Durante las primeras décadas del Siglo XX los trenes de
carga de la Argentina solían llevar en sus vagones a decenas, centenares de
pasajeros furtivos. En los años de crisis llegaban a ser miles, decenas de
miles. Solía vérselos también a orillas de las vías junto a pequeños fuegos en
los que hervía, dentro de recipientes negros de tizne, el agua o la comida. Parecían
transitar un mundo de silencio, era evidente su hambre, tangible su frío y
manifiesta su soledad.
En las ciudades se les temía y se asustaba a los niños
invocándolos. Si faltaban aves de corral o ropas del cordel, sobre ellos recaía
la sospecha. A veces, policías a caballo los arreaban como a ganado por las
calles del pueblo rumbo a la Comisaría. Luego, los empujaban nuevamente a subir
a los cargueros y continuar su errabundia.
Que luego bajarían hacia el sur, buscando chalares tardíos. Que otros remontarían hacia el Chaco o el Tucumán, hacia Cuyo o hacia el Valle del Río Negro. Que muchos, en fin, concluido el tiempo de recolección, retornarían a sus pequeños poblados rurales donde les aguardaban familias y penurias.
A principios de siglo, en cambio, casi todos habían venido de Europa y como tras de la cosecha regresaban, se les llamó golondrinas. Habían traído un atadito de ropa al que nombraban la linghera.

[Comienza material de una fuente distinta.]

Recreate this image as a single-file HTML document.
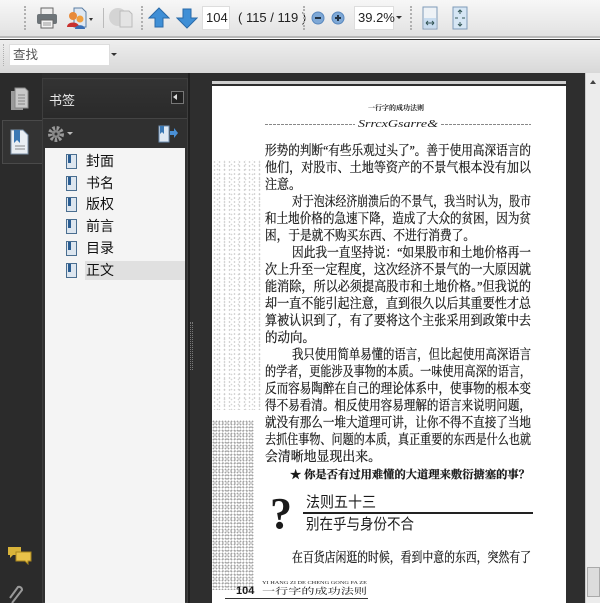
<!DOCTYPE html>
<html><head><meta charset="utf-8"><style>
*{margin:0;padding:0;box-sizing:border-box}
body{width:600px;height:603px;overflow:hidden;background:#2e2e2e;position:relative;font-family:"Liberation Sans","Noto Sans CJK SC",sans-serif}
.a{position:absolute}
.tb1{left:0;top:0;width:600px;height:36px;background:linear-gradient(#f7f7f7,#e2e2e2)}
.sep1{left:0;top:36px;width:600px;height:3px;background:#b8b8b8;border-bottom:1px solid #fff}
.tb2{left:0;top:40px;width:600px;height:33px;background:linear-gradient(#eeeeee,#d8d8d8)}
.dots{width:2px;height:24px;border-left:2px dotted #b0b0b0}
.box{background:#fff;border:1px solid #ddd;font-size:13px;color:#222}
.cjk{font-family:"Liberation Sans","Noto Sans CJK SC",sans-serif}
.side{left:0;top:73px;width:42px;height:530px;background:#2b2b2b}
.panel{left:42px;top:78px;width:146px;height:525px;background:#303030;border:1px solid #3e3e3e}
.list{left:45px;top:148px;width:140px;height:455px;background:#f4f4f4}
.item{position:absolute;left:0;width:140px;height:21px;font-size:14px;color:#111}
.item i{position:absolute;left:21px;top:3px;width:11px;height:15px;background:#dde6ef;border:1px solid #4a6e90}
.item i:before{content:"";position:absolute;left:1px;top:0;width:3px;height:8px;background:#2a5d92}
.item span{position:absolute;left:41px;top:0;line-height:21px}
.page{left:212px;top:86px;width:354px;height:517px;background:#fff}
.noise{left:212px;top:160px;width:50px;height:250px;opacity:.4;background:
radial-gradient(circle,#777 0.6px,transparent 1px) 0 0/5px 4px,
radial-gradient(circle,#999 0.6px,transparent 1px) 2px 2px/7px 5px}
.noise2{left:212px;top:420px;width:42px;height:170px;opacity:.6;background:
radial-gradient(circle,#666 0.7px,transparent 1.1px) 0 0/3px 3px,
radial-gradient(circle,#888 0.7px,transparent 1.1px) 1px 1px/4px 4px}
.scroll{left:585px;top:73px;width:15px;height:530px;background:#ececec;border-left:1px solid #ccc}
svg text{font-family:"Liberation Serif","Noto Serif CJK SC",serif;fill:#1a1a1a}
.bt text{stroke:#1a1a1a;stroke-width:0.25px}
</style></head><body>
<div class="a tb1"></div>
<div class="a sep1"></div>
<div class="a tb2"></div>
<div class="a dots" style="left:24px;top:6px"></div>
<svg class="a" style="left:35px;top:6px" width="24" height="24" viewBox="0 0 24 24"><rect x="6" y="2" width="12" height="7" fill="#eee" stroke="#666"/><rect x="2" y="8" width="20" height="10" rx="2" fill="#6d7478"/><rect x="6" y="14" width="12" height="8" fill="#f4f4f4" stroke="#666"/><line x1="8" y1="17" x2="16" y2="17" stroke="#999"/><line x1="8" y1="19" x2="16" y2="19" stroke="#999"/></svg>
<svg class="a" style="left:65px;top:5px" width="30" height="26" viewBox="0 0 30 26"><path d="M9 3h8l4 4v15H9z" fill="#dfe8f2" stroke="#5a7da3"/><circle cx="8" cy="11" r="4" fill="#e88a3a"/><path d="M2 22c0-6 12-6 12 0z" fill="#c8312f"/><circle cx="15" cy="14" r="3.5" fill="#f0a040"/><path d="M10 24c0-5 10-5 10 0z" fill="#3a6fb5"/><path d="M24 13l4 0-2 3z" fill="#333"/></svg>
<div class="a" style="left:103px;top:8px;width:1px;height:20px;background:#bbb"></div>
<svg class="a" style="left:108px;top:5px" width="26" height="26" viewBox="0 0 26 26"><circle cx="10" cy="12" r="9" fill="#d4d4d4"/><path d="M12 6h9l3 3v13H12z" fill="#e4e4e4" stroke="#bbb"/></svg>
<div class="a dots" style="left:141px;top:6px"></div>
<svg class="a" style="left:148px;top:6px" width="22" height="24" viewBox="0 0 22 24"><path d="M11 2L21 12H15V21H7V12H1Z" fill="#3f8fd6" stroke="#2a6aa8"/></svg>
<svg class="a" style="left:176px;top:6px" width="22" height="24" viewBox="0 0 22 24"><path d="M11 22L21 12H15V3H7V12H1Z" fill="#3f8fd6" stroke="#2a6aa8"/></svg>
<div class="a box" style="left:202px;top:6px;width:28px;height:24px;line-height:22px;padding-left:3px">104</div>
<div class="a" style="left:238px;top:6px;font-size:13px;line-height:24px;color:#222">( 115 / 119 )</div>
<div class="a dots" style="left:303px;top:6px"></div>
<svg class="a" style="left:311px;top:11px" width="14" height="14"><circle cx="7" cy="7" r="6" fill="#7ea8d6" stroke="#5a88bd"/><rect x="4" y="6" width="6" height="2" fill="#234"/></svg>
<svg class="a" style="left:331px;top:11px" width="14" height="14"><circle cx="7" cy="7" r="6" fill="#7ea8d6" stroke="#5a88bd"/><rect x="4" y="6" width="6" height="2" fill="#234"/><rect x="6" y="4" width="2" height="6" fill="#234"/></svg>
<div class="a box" style="left:354px;top:6px;width:40px;height:24px;line-height:22px;padding-left:3px">39.2%</div>
<div class="a" style="left:396px;top:16px;border:3px solid transparent;border-top:3px solid #333"></div>
<div class="a dots" style="left:410px;top:6px"></div>
<svg class="a" style="left:422px;top:6px" width="16" height="24" viewBox="0 0 16 24"><rect x="1" y="1" width="14" height="22" fill="#eef2f6" stroke="#7f9bb8"/><rect x="2" y="12" width="12" height="10" fill="#c8dcef"/><path d="M4 17h8M4 17l2-2M4 17l2 2M12 17l-2-2M12 17l-2 2" stroke="#355" fill="none"/></svg>
<svg class="a" style="left:452px;top:6px" width="16" height="24" viewBox="0 0 16 24"><rect x="1" y="1" width="14" height="22" fill="#d6e6f4" stroke="#7f9bb8"/><path d="M8 4v4M6 6l2-2 2 2M8 20v-4M6 18l2 2 2-2M3 12h3M13 12h-3" stroke="#355" fill="none"/></svg>
<div class="a dots" style="left:3px;top:44px;height:22px;border-left-width:1px"></div>
<div class="a box cjk" style="left:9px;top:44px;width:101px;height:22px;line-height:20px;padding-left:3px;color:#555;font-size:12.5px">查找</div>
<div class="a" style="left:111px;top:53px;border:3px solid transparent;border-top:3px solid #333"></div>
<div class="a side"></div>
<svg class="a" style="left:8px;top:86px" width="22" height="26" viewBox="0 0 22 26"><path d="M3 5h12v19H3z" fill="#9a9a9a"/><path d="M7 2h10l3 3v17H7z" fill="#c9c9c9" stroke="#888"/><path d="M10 9h7M10 12h7M10 15h7M10 18h7" stroke="#888"/></svg>
<div class="a" style="left:2px;top:120px;width:42px;height:44px;background:#333;border:1px solid #4a4a4a;border-right:none"></div>
<svg class="a" style="left:10px;top:129px" width="20" height="26" viewBox="0 0 20 26"><path d="M1 1h12l5 5v19H1z" fill="#e9eef3" stroke="#7a8fa6"/><path d="M4 1v13l3-3 3 3V1z" fill="#3b78b4"/><path d="M5 17h10M5 20h10" stroke="#888"/></svg>
<svg class="a" style="left:7px;top:545px" width="26" height="20" viewBox="0 0 26 20"><path d="M1 2h13v8H6l-3 3v-3H1z" fill="#d9b43a"/><path d="M9 7h15v9h-3v3l-3-3H9z" fill="#e8c24a" stroke="#a8861d"/></svg>
<svg class="a" style="left:8px;top:584px" width="20" height="19" viewBox="0 0 20 19"><path d="M4 19L14 6a3 3 0 0 0-4-3L2 14" fill="none" stroke="#999" stroke-width="2"/></svg>
<div class="a panel"></div>
<div class="a" style="left:43px;top:79px;width:144px;height:40px;background:linear-gradient(#333,#2a2a2a);border-bottom:1px solid #444"></div>
<div class="a cjk" style="left:49px;top:90px;font-size:13px;color:#e8e8e8">书签</div>
<div class="a" style="left:171px;top:91px;width:13px;height:13px;border:1px solid #777;background:#222"></div>
<div class="a" style="left:173px;top:94px;border:3px solid transparent;border-right:4px solid #ddd;border-left:none"></div>
<svg class="a" style="left:47px;top:125px" width="28" height="18" viewBox="0 0 28 18"><circle cx="9" cy="9" r="6" fill="none" stroke="#999" stroke-width="4" stroke-dasharray="2.5 1.6"/><circle cx="9" cy="9" r="4" fill="#888"/><circle cx="9" cy="9" r="1.5" fill="#333"/><path d="M20 7h6l-3 3z" fill="#bbb"/></svg>
<svg class="a" style="left:158px;top:125px" width="20" height="18" viewBox="0 0 20 18"><path d="M1 1h10v16H1z" fill="#dfe8f2" stroke="#6d8eb2"/><path d="M2 1v8l2-2 2 2V1z" fill="#3b78b4"/><path d="M12 6h4V3l4 5-4 5v-3h-4z" fill="#4a90d6"/></svg>
<div class="a list"></div>
<div class="a" style="left:85px;top:261px;width:100px;height:19px;background:#e0e0e0"></div>
<div class="a cjk" style="left:45px;top:148px;width:140px;height:150px">
<div class="item" style="top:3px"><i></i><span>封面</span></div>
<div class="item" style="top:25px"><i></i><span>书名</span></div>
<div class="item" style="top:46px"><i></i><span>版权</span></div>
<div class="item" style="top:68px"><i></i><span>前言</span></div>
<div class="item" style="top:90px"><i></i><span>目录</span></div>
<div class="item" style="top:112px"><i></i><span>正文</span></div>
</div>
<div class="a" style="left:188px;top:73px;width:2px;height:530px;background:#1f1f1f"></div>
<div class="a" style="left:190px;top:322px;width:3px;height:48px;border-left:1px dotted #777;border-right:1px dotted #777"></div>
<div class="a" style="left:212px;top:81px;width:354px;height:3px;background:#cfcfcf"></div>
<div class="a page"></div>
<div class="a noise"></div>
<div class="a noise2"></div>
<svg class="a" style="left:0;top:0" width="600" height="603" viewBox="0 0 600 603">
<text x="368" y="110" font-size="7" font-weight="bold" textLength="56" lengthAdjust="spacingAndGlyphs">一行字的成功法则</text>
<line x1="265" y1="124.5" x2="531" y2="124.5" stroke="#888" stroke-dasharray="3 1"/>
<rect x="355" y="117" width="85" height="13" fill="#fff"/>
<text x="358" y="127" font-size="11" font-style="italic" textLength="80" lengthAdjust="spacingAndGlyphs">SrrcxGsarre&amp;</text>
<g class="bt" font-size="13.5">
<text x="265" y="155" textLength="266" lengthAdjust="spacingAndGlyphs">形势的判断“有些乐观过头了”。善于使用高深语言的</text>
<text x="265" y="172" textLength="266" lengthAdjust="spacingAndGlyphs">他们，对股市、土地等资产的不景气根本没有加以</text>
<text x="265" y="189" textLength="36" lengthAdjust="spacingAndGlyphs">注意。</text>
<text x="292" y="206" textLength="239" lengthAdjust="spacingAndGlyphs">对于泡沫经济崩溃后的不景气，我当时认为，股市</text>
<text x="265" y="223" textLength="266" lengthAdjust="spacingAndGlyphs">和土地价格的急速下降，造成了大众的贫困，因为贫</text>
<text x="265" y="240" textLength="210" lengthAdjust="spacingAndGlyphs">困，于是就不购买东西、不进行消费了。</text>
<text x="292" y="257" textLength="239" lengthAdjust="spacingAndGlyphs">因此我一直坚持说：“如果股市和土地价格再一</text>
<text x="265" y="274" textLength="266" lengthAdjust="spacingAndGlyphs">次上升至一定程度，这次经济不景气的一大原因就</text>
<text x="265" y="291" textLength="266" lengthAdjust="spacingAndGlyphs">能消除，所以必须提高股市和土地价格。”但我说的</text>
<text x="265" y="308" textLength="266" lengthAdjust="spacingAndGlyphs">却一直不能引起注意，直到很久以后其重要性才总</text>
<text x="265" y="325" textLength="266" lengthAdjust="spacingAndGlyphs">算被认识到了，有了要将这个主张采用到政策中去</text>
<text x="265" y="342" textLength="50" lengthAdjust="spacingAndGlyphs">的动向。</text>
<text x="292" y="359" textLength="239" lengthAdjust="spacingAndGlyphs">我只使用简单易懂的语言，但比起使用高深语言</text>
<text x="265" y="376" textLength="266" lengthAdjust="spacingAndGlyphs">的学者，更能涉及事物的本质。一味使用高深的语言，</text>
<text x="265" y="393" textLength="266" lengthAdjust="spacingAndGlyphs">反而容易陶醉在自己的理论体系中，使事物的根本变</text>
<text x="265" y="410" textLength="266" lengthAdjust="spacingAndGlyphs">得不易看清。相反使用容易理解的语言来说明问题，</text>
<text x="265" y="427" textLength="266" lengthAdjust="spacingAndGlyphs">就没有那么一堆大道理可讲，让你不得不直接了当地</text>
<text x="265" y="444" textLength="266" lengthAdjust="spacingAndGlyphs">去抓住事物、问题的本质，真正重要的东西是什么也就</text>
<text x="265" y="461" textLength="116" lengthAdjust="spacingAndGlyphs">会清晰地显现出来。</text>
<text x="290" y="478" font-size="11" font-weight="bold" textLength="240" lengthAdjust="spacingAndGlyphs">★ 你是否有过用难懂的大道理来敷衍搪塞的事？</text>
<text x="292" y="562" textLength="239" lengthAdjust="spacingAndGlyphs">在百货店闲逛的时候，看到中意的东西，突然有了</text>
</g>
<text x="270" y="528" font-size="44" font-weight="bold" fill="#111">?</text>
<text x="306" y="507" font-size="15" style="font-family:'Liberation Sans','Noto Sans CJK SC',sans-serif" textLength="70" lengthAdjust="spacingAndGlyphs">法则五十三</text>
<rect x="303" y="512" width="230" height="2" fill="#222"/>
<text x="306" y="529" font-size="15" style="font-family:'Liberation Sans','Noto Sans CJK SC',sans-serif" textLength="108" lengthAdjust="spacingAndGlyphs">别在乎与身份不合</text>
<text x="236" y="594" font-size="11" font-weight="bold" style="font-family:'Liberation Sans',sans-serif">104</text>
<text x="262" y="584" font-size="4" textLength="105" lengthAdjust="spacingAndGlyphs">YI HANG ZI DE CHENG GONG FA ZE</text>
<text x="262" y="594" font-size="8.5" textLength="105" lengthAdjust="spacingAndGlyphs">一行字的成功法则</text>
<line x1="225" y1="598.5" x2="368" y2="598.5" stroke="#333"/>
</svg>
<div class="a scroll"></div>
<div class="a" style="left:590px;top:80px;border:3px solid transparent;border-bottom:4px solid #444;border-top:none"></div>
<div class="a" style="left:587px;top:567px;width:13px;height:30px;background:#dcdcdc;border:1px solid #aaa"></div>
</body></html>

Luego, a ellos mismos comenzó a llamárselos así. Se cree que un gobernador de Buenos Aires, José Camilo Crotto, dispuso que en la provincia viajaran gratuitamente en los trenes de carga y que por eso desde entonces se les decía también crotos.

Muchos jóvenes, especialmente del interior, salían a crotear nada más que por afán aventurero. Pero casi todos lo hacían en busca de oportunidades laborales de las que carecían en su pueblo. En tiempos de recesión económica, comerciantes y chacareros que se arruinaban y muchos obreros que quedaban sin trabajo, desesperados o desencantados, se automarginaban en la vía y los linyeras se multiplicaban.
Por último, se suponía que algunos de ellos no volverían a
hogar alguno porque ya no lo tenían, sino a la vía, que por ella vagarían todo
el año, toda la vida, hasta que -uno imaginaba- el frío o un accidente acabase
con ellos.
Los que alguna vez estuvieron más cerca de sus vidas -ferroviarios,
chacareros o policías- saben que tenían una jerga particular. Que llamaban
tártago al mate, maranfio al guiso, mono al atadito de su ropa, bagayera a la
bolsa en la que guardaban sus cacharros, y ranchada al sitio en que acampaban.
Como hacían del silencio un ejercicio, su vida era impenetrable,
y ante la imposibilidad de conocer sus razones, se fantaseaba. Se hablaba de
que entre ellos había intelectuales perseguidos, hombres a quienes un desdeño
de amor arrojaba en busca del olvido. A veces les requisaban propaganda del
ideal libertario. Otras descubrían entre ellos a delincuentes buscados por la
autoridad: gente que debía muertes o prisiones. Sí, se fantaseaba. O no. Pero todas
las actitudes que se les atribuían tenían una constante: la evasión.
Recorrían aquel desolado
cuerpo de gigante en los trenes de carga; del maíz al frío, del frío al maíz, braceros
en tiempos de cosecha, perseguidos por vagos y por crotos en los de la espera.
Y nunca se supo mucho más de ellos; su silencio y la soledad se interpusieron.